On voit déjà émerger de nouveaux formats :
- Des masterclass franco-japonaises animées en binômes (un chef japonais, un chef français).
- Des cursus modulables qui permettent une spécialisation progressive (du sushi traditionnel à la pâtisserie wagashi en passant par la cuisine végétale japonaise).
- Des partenariats entre écoles culinaires et restaurants franco-japonais pour favoriser l’alternance réelle sur le terrain.
À terme, la question ne sera plus : “Faut-il apprendre la cuisine japonaise quand on veut devenir chef en France ?” mais plutôt : “Comment intégrer harmonieusement ses principes dans une démarche culinaire globale ?”.
En guise de miroir
Dans ma propre expérience de formateur, j’ai vu de jeunes stagiaires transformer littéralement leur rapport à la cuisine après quelques semaines d’immersion dans les techniques japonaises. Une approche plus calme, plus posée, moins centrée sur la performance… mais toujours sur la recherche de justesse.

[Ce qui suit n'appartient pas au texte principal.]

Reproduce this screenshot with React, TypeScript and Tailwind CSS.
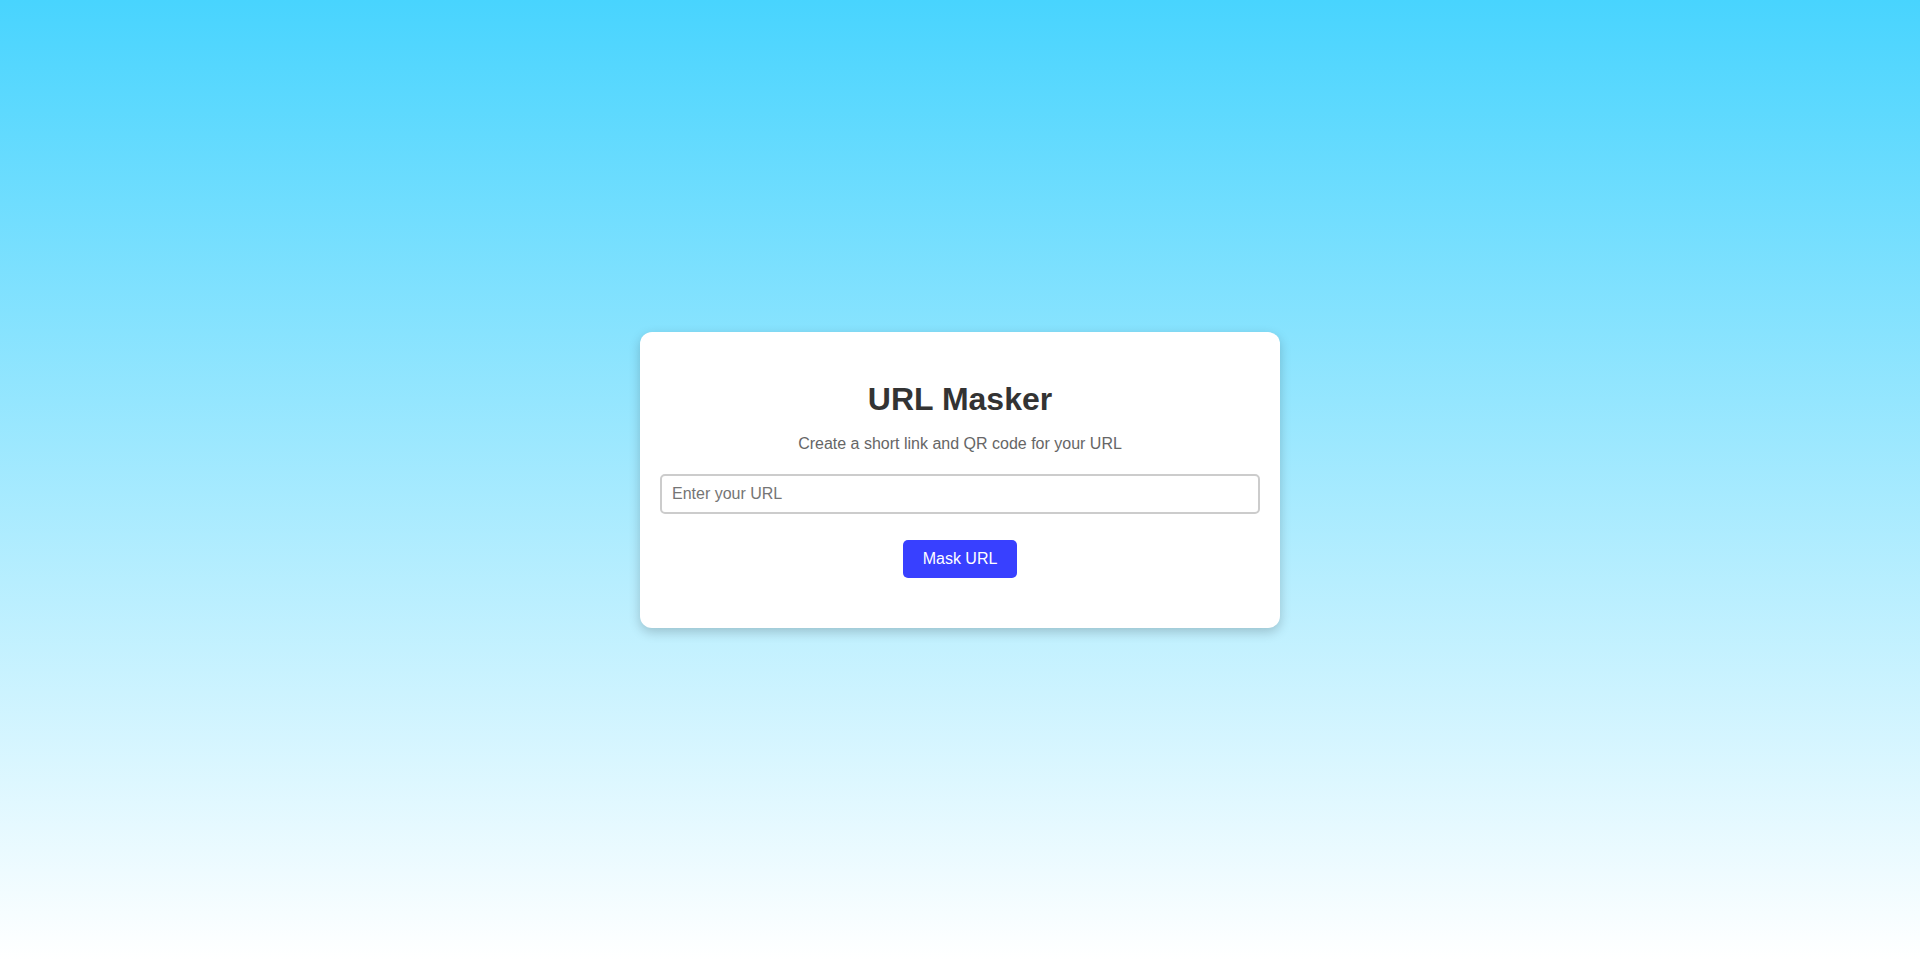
import React, { useState } from "react";

const App: React.FC = () => {
  const [url, setUrl] = useState("");

  return (
    <div
      className="min-h-screen w-full flex items-center justify-center bg-[linear-gradient(to_bottom,#48d4fe,#ffffff)]"
      style={{ fontFamily: '"Liberation Sans", Arial, sans-serif' }}
    >
      <div className="w-[640px] bg-white rounded-xl px-5 pt-[49px] pb-[50px] shadow-[0_4px_12px_rgba(0,0,0,0.2)] flex flex-col items-center">
        <h1 className="text-[32px] leading-[37px] font-bold text-[#333333]">URL Masker</h1>
        <p className="mt-[17px] text-base leading-[18px] text-[#666666]">
          Create a short link and QR code for your URL
        </p>

        <input
          type="text"
          placeholder="Enter your URL"
          className="mt-[21px] w-full h-10 px-[10px] text-base text-[#333] border-2 border-[#cccccc] rounded-[5px] outline-none placeholder:text-[#757575]"
          value={url}
          onChange={(e) => setUrl(e.target.value)}
        />

        <button className="mt-[26px] h-[38px] px-5 bg-[#3840ff] text-white text-base rounded-[5px]">
          Mask URL
        </button>
      </div>
    </div>
  );
};

export default App;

Un exemple marquant : un ancien élève parisien, initialement orienté vers une cuisine bistronomique, revenu d’un stage à Osaka avec une obsession pour la découpe du hamachi. Aujourd’hui, il propose une carte fusion d’une grande subtilité dans un bistrot du 11e arrondissement… et forme à son tour ses équipes au respect du geste, à la cuisson du riz et à l’harmonie des saveurs selon le calendrier japonais. Boucle bouclée.
Sans jamais renier nos racines françaises, s’ouvrir aux traditions culinaires du Japon, c’est élargir sa palette, repenser son rapport au métier… et peut-être, redonner du sens à une vocation trop souvent mise à rude épreuve.